Argument Default Description
subscripts Einstein summation string, e.g. "ij,jk->ik"
*operands Input tensors
alpha 1.0 Scalar multiplier on the contraction result
beta 0.0 Scalar multiplier on out before accumulation
out None Accumulation tensor; result is α·contract + β·out
dtype None Cast all operands to this dtype before contracting; result is returned in this dtype. Accepts torch.dtype or strings: "bf16", "bfloat16", "fp16", "float16", "f32", "float32"
precision "fast" Accumulation precision: "fast", "kahan", or "dd" (see below)

Basic examples

import trntensor

# Matrix multiply
C = trntensor.einsum("ij,jk->ik", A, B)

# Batched matmul
C = trntensor.einsum("bij,bjk->bik", A, B)

# DF-MP2 pair contraction
T_ab = trntensor.einsum("ap,bp->ab", B_i, B_j)

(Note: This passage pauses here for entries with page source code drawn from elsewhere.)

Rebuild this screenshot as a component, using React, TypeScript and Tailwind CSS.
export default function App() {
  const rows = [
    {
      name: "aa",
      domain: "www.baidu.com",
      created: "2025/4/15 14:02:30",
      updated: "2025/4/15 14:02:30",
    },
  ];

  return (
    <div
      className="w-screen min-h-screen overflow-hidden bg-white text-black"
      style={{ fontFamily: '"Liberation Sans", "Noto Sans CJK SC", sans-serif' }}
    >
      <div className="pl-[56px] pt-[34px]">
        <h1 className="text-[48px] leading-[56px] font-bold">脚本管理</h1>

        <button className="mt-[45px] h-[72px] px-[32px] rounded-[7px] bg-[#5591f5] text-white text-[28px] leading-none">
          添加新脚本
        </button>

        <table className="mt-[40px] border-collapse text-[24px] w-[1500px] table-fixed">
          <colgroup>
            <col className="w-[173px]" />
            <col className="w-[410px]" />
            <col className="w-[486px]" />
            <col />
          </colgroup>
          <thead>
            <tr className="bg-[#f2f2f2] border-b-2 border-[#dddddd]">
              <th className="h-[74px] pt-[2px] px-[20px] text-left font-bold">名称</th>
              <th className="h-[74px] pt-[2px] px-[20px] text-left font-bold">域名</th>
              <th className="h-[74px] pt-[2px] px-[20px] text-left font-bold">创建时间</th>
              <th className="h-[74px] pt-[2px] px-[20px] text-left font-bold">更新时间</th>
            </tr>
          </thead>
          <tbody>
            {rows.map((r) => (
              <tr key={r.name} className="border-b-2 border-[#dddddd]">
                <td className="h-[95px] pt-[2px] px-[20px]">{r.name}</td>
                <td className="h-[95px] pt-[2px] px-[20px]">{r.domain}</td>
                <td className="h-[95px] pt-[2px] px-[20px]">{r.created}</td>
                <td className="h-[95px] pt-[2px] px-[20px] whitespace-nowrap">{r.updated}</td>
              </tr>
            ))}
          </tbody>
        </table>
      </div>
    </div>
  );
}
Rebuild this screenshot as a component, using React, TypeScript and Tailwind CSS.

# 4-index AO→MO transform step
Inu = trntensor.einsum("mi,mnP->inP", C, eri)

alpha / beta scaling

Matches cuTENSOR's GEMM-style interface: alpha·contract(A, B) + beta·C.

# Scaled GEMM: 2·A@B + 0.5·C
result = trntensor.einsum("ij,jk->ik", A, B, alpha=2.0, beta=0.5, out=C)

# In-place accumulation (beta=1, alpha=1): result += A@B
trntensor.einsum("ij,jk->ik", A, B, beta=1.0, out=acc)

dtype — mixed-precision compute

Cast operands to a lower dtype to hit the NKI bf16 matmul path without changing the model's weight dtype. The result is returned in the requested dtype.

# Route through NKI bf16 kernel even if weights are fp32
result_bf16 = trntensor.einsum("ij,jk->ik", A, B, dtype="bf16")

# Use torch.dtype directly
result = trntensor.einsum("ij,jk->ik", A, B, dtype=torch.float16)

precision — accumulation precision

Value Behavior
"fast" Native operand dtype; NKI kernels accumulate in fp32 via PSUM
"kahan" Promotes operands to fp64 before contracting, casts back to original dtype; ~15.9 significant digits; bypasses NKI dispatch (runs on CPU)
"dd" Double-double accumulation via trnblas Phase 2 — raises NotImplementedError until trnblas#22 lands
# High-precision DF-MP2 energy accumulation
E_corr = trntensor.einsum("ijab,ijab->", T, T2, precision="kahan")

multi_einsum(*contractions) -> list[torch.Tensor]

Execute several contractions in one call. Each contraction is a tuple of (subscripts, *operands). Results are returned in input order.

When NKI dispatch is active, operand tensors that appear in more than one contraction (by object identity) are pre-pinned to the XLA device once before executing the loop, eliminating redundant host↔device transfers.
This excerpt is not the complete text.